To wynik optyki, że turyści, w tym oczywiście (i to na pierwszym miejscu) żeglarze, mają być postrzegani jako mili goście, a miejscowe służby są służbami, a nie władzą. Śladów takiego sposobu myślenia jeszcze trudno doszukać się w polskich portach. Jaskółka wiosny nie czyni.
Debiutantów bałtyckich przede wszystkim kuszą metropolie: Kopenhaga, Helsinger, Kilonia, Sztokholm. Później przychodzi kolej na Karlskronę, Flensburg, Alandy, Rygę, Tallin, Góteborg, Oslo, Helsinki.... I kiedy już to wszystko zobaczyliście, przychodzi chętka na małe, zielone, cichutkie, czyste porciki, gdzie ludzie życzliwi i gościnni. I właśnie dlatego postanowiłem stworzyć przynętę, głównie dla posiadaczy małych jachtów, których rodziny nie przepadają za wielodobowym oraniem morza.
Zachodni Bałtyk, charakteryzujący się niezwykle urozmaiconą linią brzegową jest jednocześnie niezwykle atrakcyjnym akwenem, jeśli chodzi o naukę nawigacji terestrycznej. Większość tras prowadzi przez wody osłonięte, co w pewnym stopniu uniezależnia żeglarzy od warunków pogodowych, a tym samym zmniejsza prawdopodobieństwo „zamurowania" się w którymś z odwiedzonych portów. Oznacza to możliwość najbardziej efektywnego wykorzystania czasu rejsu. Dziś na długi, nieskrępowany datami urlop, mało kto może sobie pozwolić.
Podsuwany wam akwen jest nieco odległy dla trójmiejskich żeglarzy. Zanim uchwycicie „przyczółek" Arkony upłynie kilka dób. Dlatego nadal konkurencja Bornholmu, Kalmarsundu i Gotlandu ma przewagę. Jednak - ile razy można płynąć na piękny Bornholm? Jachty wychodzące ze Świnoujścia lub „szwarcujące" się przez Greifswalder Bodden są w sytuacji o wiele korzystniejszej. W rejsie to oszczędność około tygodnia w porównaniu do Gdańszczan. Kolejnym argumentem przemawiającym za tym rejonem są umiarkowane opłaty postojowe w portach. Parę lat temu w czasie czerwcowego rejsu płaciliśmy od 6 do 12 € za dobę. Kto w tym czasie odwiedził np. fiński port Hanko (25 €) wie, że to silny argument, zwłaszcza w rejsach rodzinnych, kiedy wydatki przeważnie obciążają jedną kieszeń. Przy tych porównaniach nie sięgam po kontrargumenty w postaci wysokości opłat w rejonie Morza Śródziemnego, nawet na wodach Chorwacji i Grecji.
Kocham surowy, zimny, wymagający Bałtyk.
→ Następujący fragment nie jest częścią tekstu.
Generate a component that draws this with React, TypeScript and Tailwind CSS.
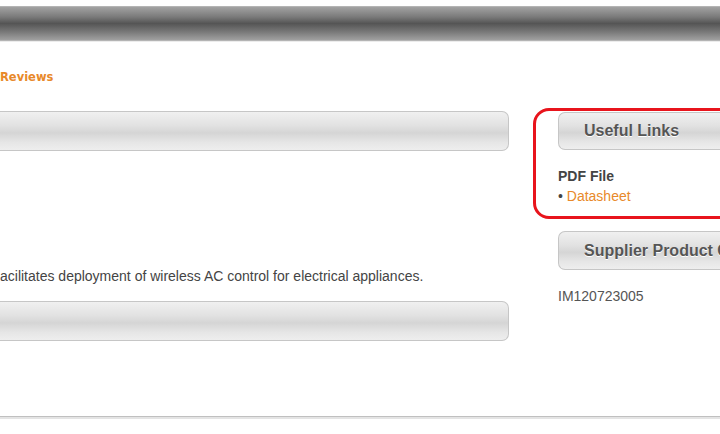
import React from 'react';

const barBg =
  'bg-[linear-gradient(to_bottom,#f0f0f0_0%,#e2e2e2_35%,#d5d5d5_55%,#e6e6e6_80%,#eeeeee_100%)]';

const SideButton: React.FC<{ label: string; className?: string }> = ({ label, className }) => (
  <div
    className={`h-[38px] flex items-center pl-[25px] rounded-l-[7px] border border-r-0 border-[#c6c6c6] ${barBg} ${className ?? ''}`}
  >
    <span className="text-[16px] font-bold text-[#555] whitespace-nowrap [text-shadow:0_1px_0_#fff]">{label}</span>
  </div>
);

export default function App() {
  return (
    <div className="w-[720px] h-[434px] overflow-hidden bg-white font-['Liberation_Sans',Arial,sans-serif]">
      <div className="h-[6px]" />
      <div className="h-[35px] border-t border-b border-[#b4b4b4] bg-[linear-gradient(to_bottom,#a2a2a2_0%,#7a7a7a_30%,#555555_50%,#787878_75%,#a0a0a0_100%)]" />
      <div className="h-px bg-[#ececec]" />

      <div className="mt-[27px] h-4 leading-4 text-[11.5px] font-bold text-[#e8892a] font-['DejaVu_Sans',Verdana,sans-serif]">
        Reviews
      </div>

      <div className="mt-[23px] flex">
        <div className="w-[509px] shrink-0 pt-[3px]">
          <div className={`h-[40px] rounded-r-[7px] border border-l-0 border-[#c6c6c6] ${barBg}`} />
          <p className="mt-[115px] h-5 leading-5 text-[14px] text-[#444] whitespace-nowrap">
            acilitates deployment of wireless AC control for electrical appliances.
          </p>
          <div className={`mt-[15px] h-[40px] rounded-r-[7px] border border-l-0 border-[#c6c6c6] ${barBg}`} />
        </div>

        <div className="ml-[24px] w-[240px] shrink-0">
          <div className="h-[111px] border-[3px] border-[#e8141c] rounded-[16px] pl-[22px] pt-px">
            <SideButton label="Useful Links" />
            <div className="mt-[16px] h-5 leading-5 text-[14px] font-bold text-[#444]">PDF File</div>
            <div className="h-5 leading-5 text-[14px] text-[#444]">
              • <span className="text-[#e8892a]">Datasheet</span>
            </div>
          </div>
          <div className="pl-[25px]">
            <SideButton label="Supplier Product Code" className="mt-[12px] h-[39px]" />
            <div className="mt-[16px] h-5 leading-5 text-[14px] text-[#555]">IM120723005</div>
          </div>
        </div>
      </div>

      <div className="mt-[75px] h-px bg-[#c0c0c0]" />
      <div className="h-[2px] bg-[#e4e4e4]" />
    </div>
  );
}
Do znudzenia powtarzam – to jest nasze morze. Tu jesteśmy w naszym domu. To nasz krąg kulturowy, to kraje o prawdziwym, powszechnym żeglarstwie. To tu możemy pobrać najcenniejsze nauki (nie tylko żeglarskie).
W portach duńskich nie ma najmniejszych problemów językowych. Praktycznie wszyscy mówią po angielsku. Jedni lepiej inni gorzej. Z tymi ostatnimi porozumieć się najłatwiej. Jak już wspomniałem na wstępie, istotnym psychologicznym argumentem jest liberalne podejście duńskich władz do spraw procedur granicznych, portowych i celnych. Już to, że każdy port duński jest „portem wejścia i wyjścia" świadczy nie tylko o gościnności, ale i rozsądku poddanych królowej Margrethe II. W każdym pierwszym duńskim porcie wystarczy pójść z paszportami na posterunek policji lub po prostu poprosić bosmana mariny o powiadomienie lub przekazanie policji listy załogi.
Mam nadzieję, że te informacje weźmiecie sobie pod rozwagę, planując swoją „karierę” na Bałtyku. Życzę, aby rozwijała się wspaniale i dostarczyła Wam mnóstwo satysfakcji. Ale nim to nastąpi, czeka Was wiele trudu i zabiegów przy przystosowaniu swojej łódki (i nie tylko łódki) do tych wyzwań, o czym w dalszych rozdziałach.